Sinan Ulgen, head of the Istanbul Centre for Economics and Foreign Policy Studies, warned the government would struggle to contain the fallout from the disaster.
“Is this an act of God, or a case of negligence? We don’t know. The government must demonstrate the political will to comply with EU standards on work health and work safety in order for this catastrophe not to become a political minefield,” he told AFP.
Authorities said 282 people were confirmed dead making it Turkey’s worst ever industrial accident.
Before midday prayers on Thursday, thousands of locals packed the cemetery in Soma where grave-diggers were still hollowing out a long line of graves.
All morning the loudspeakers in the town of 100,000 had been crackling with the sound of death announcements - the names of the deceased, and details of their burial arrangements.
“My husband works in another mine,” said Fethiye Kudu, watching the solemn graveside procession under the beating sun and wind. “I came out of solidarity. It’s very hard for us all.”
Early reports said 787 workers were underground when the blast occurred. By late Wednesday, “close to 450” workers had been rescued, according to Soma Komur.
But accounts from rescue workers cast doubt over these numbers.
Erdem Bakin, a doctor with the Search and Rescue organisation, said only around 70 to 80 people who were between the mine entrance and the transformer that exploded had survived.

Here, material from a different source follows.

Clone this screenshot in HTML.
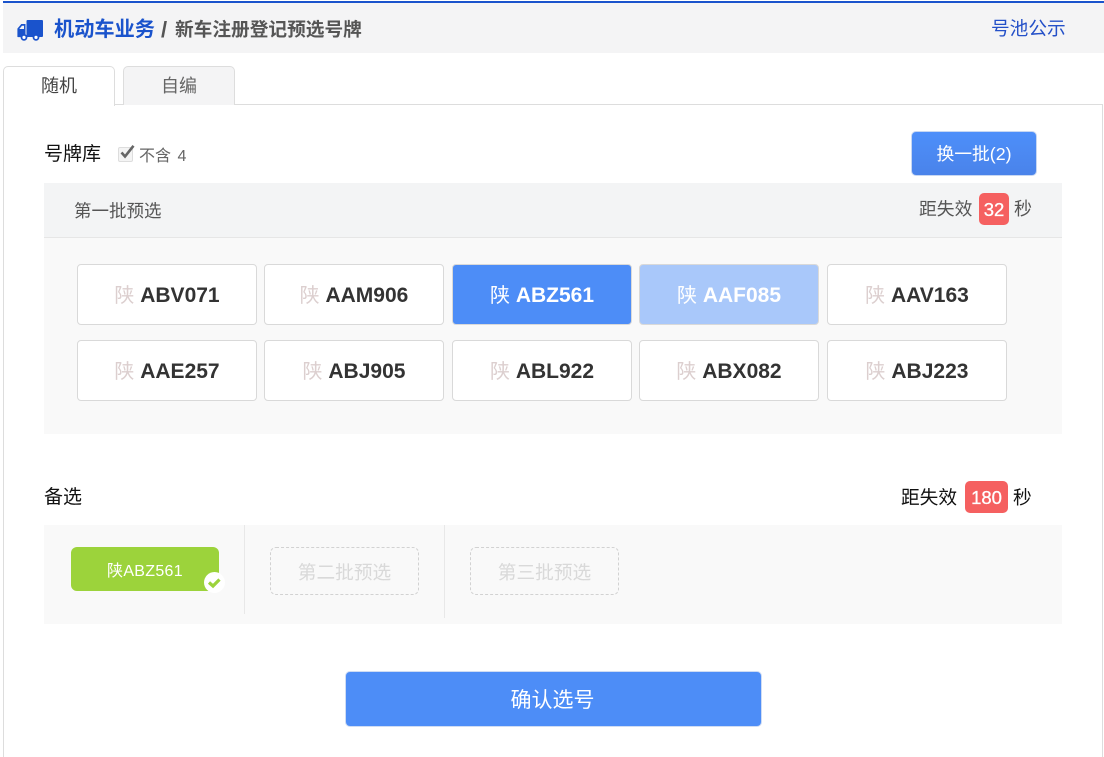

The prosecutor’s office in Soma, a key centre for lignite coal mining located around 480 kilometres (300 miles) southwest of Istanbul, has launched an investigation into the disaster.

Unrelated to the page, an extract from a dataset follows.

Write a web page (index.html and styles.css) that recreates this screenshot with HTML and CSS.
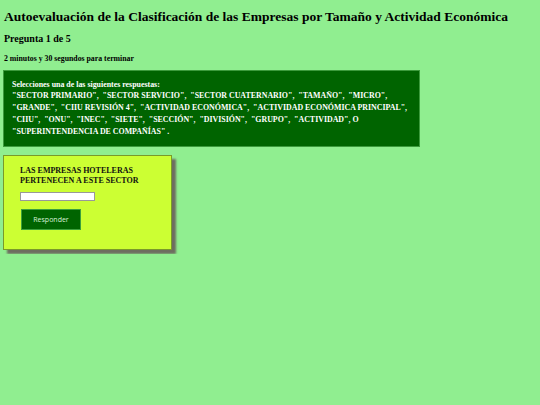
FILE: index.html
```html
<!DOCTYPE html>
<html lang="es">
<head>
<meta charset="utf-8">
<link rel="stylesheet" href="styles.css">
</head>
<body>
<h1 class="title">Autoevaluación de la Clasificación de las Empresas por Tamaño y Actividad Económica</h1>
<h2 class="question-num">Pregunta 1 de 5</h2>
<p class="timer">2 minutos y 30 segundos para terminar</p>
<div class="answers">
<p class="answers-head">Selecciones una de las siguientes respuestas:</p>
<p class="answers-list">"SECTOR PRIMARIO",&nbsp; "SECTOR SERVICIO",&nbsp; "SECTOR CUATERNARIO",&nbsp; "TAMAÑO",&nbsp; "MICRO",&nbsp; "GRANDE",&nbsp; "CIIU REVISIÓN 4",&nbsp; "ACTIVIDAD ECONÓMICA",&nbsp; "ACTIVIDAD ECONÓMICA PRINCIPAL",&nbsp; "CIIU",&nbsp; "ONU",&nbsp; "INEC",&nbsp; "SIETE",&nbsp; "SECCIÓN",&nbsp; "DIVISIÓN",&nbsp; "GRUPO",&nbsp; "ACTIVIDAD", O "SUPERINTENDENCIA DE COMPAÑÍAS" .</p>
</div>
<div class="card">
<p class="card-q">LAS EMPRESAS HOTELERAS PERTENECEN A ESTE SECTOR</p>
<input class="card-input" type="text">
<button class="card-btn">Responder</button>
</div>
</body>
</html>
```
FILE: styles.css
```css
html, body {
  margin: 0;
  background: #90ee90;
}
body {
  padding: 4px 3px;
  font-family: "Liberation Serif", "Times New Roman", serif;
  color: #000;
}
.title {
  margin: 4px 0 0 1px;
  font-size: 13.5px;
  line-height: 18px;
}
.question-num {
  margin: 6px 0 0 1px;
  font-size: 10px;
  line-height: 14px;
}
.timer {
  margin: 7px 0 0 1px;
  font-size: 7.8px;
  font-weight: bold;
  line-height: 12px;
}
.answers {
  margin-top: 5px;
  width: 417px;
  box-sizing: border-box;
  background: #006400;
  border: 1px solid #3c9a3c;
  padding: 8px 8px 8px 8px;
  color: #fff;
  font-weight: bold;
  font-size: 7.9px;
}
.answers p { margin: 0; }
.answers-head {
  line-height: 11px;
}
.answers-list {
  line-height: 12px;
}
.card {
  margin-top: 8px;
  width: 169px;
  height: 95px;
  box-sizing: border-box;
  background: #ccff33;
  border: 1px solid #7a9a2a;
  box-shadow: 4px 4px 2px #6e6e60;
  padding: 10px 16px;
  display: flex;
  flex-direction: column;
  align-items: flex-start;
}
.card-q {
  margin: 0;
  font-size: 8px;
  font-weight: bold;
  line-height: 10px;
  color: #111;
}
.card-input {
  margin-top: 6px;
  width: 75px;
  height: 9px;
  box-sizing: border-box;
  border: 1px solid #999;
  background: #fff;
  padding: 0;
}
.card-btn {
  margin-top: 8px;
  margin-left: 1px;
  width: 60px;
  height: 21px;
  background: #006400;
  border: 1px solid #3ca03c;
  color: #d8f0d8;
  font-family: "Open Sans", "DejaVu Sans", sans-serif;
  font-size: 7px;
  padding: 0;
}
```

The main opposition Republican People’s Party (CHP) said it asked parliament last month to investigate work-related accidents at coal mines in Soma, but the government turned down the request.
“We receive tip-offs every day that workers’ lives are under threat,” local CHP lawmaker Ozgur Ozel told Turkish media. “We lawmakers from Manisa are tired of going to miner funerals.”
Turkey’s ministry of labour and social security said the Soma mine had been inspected eight times in the last four years, most recently on March 17, and was found to comply with safety regulations.
Soma Komur said it had taken maximum measures to ensure safety.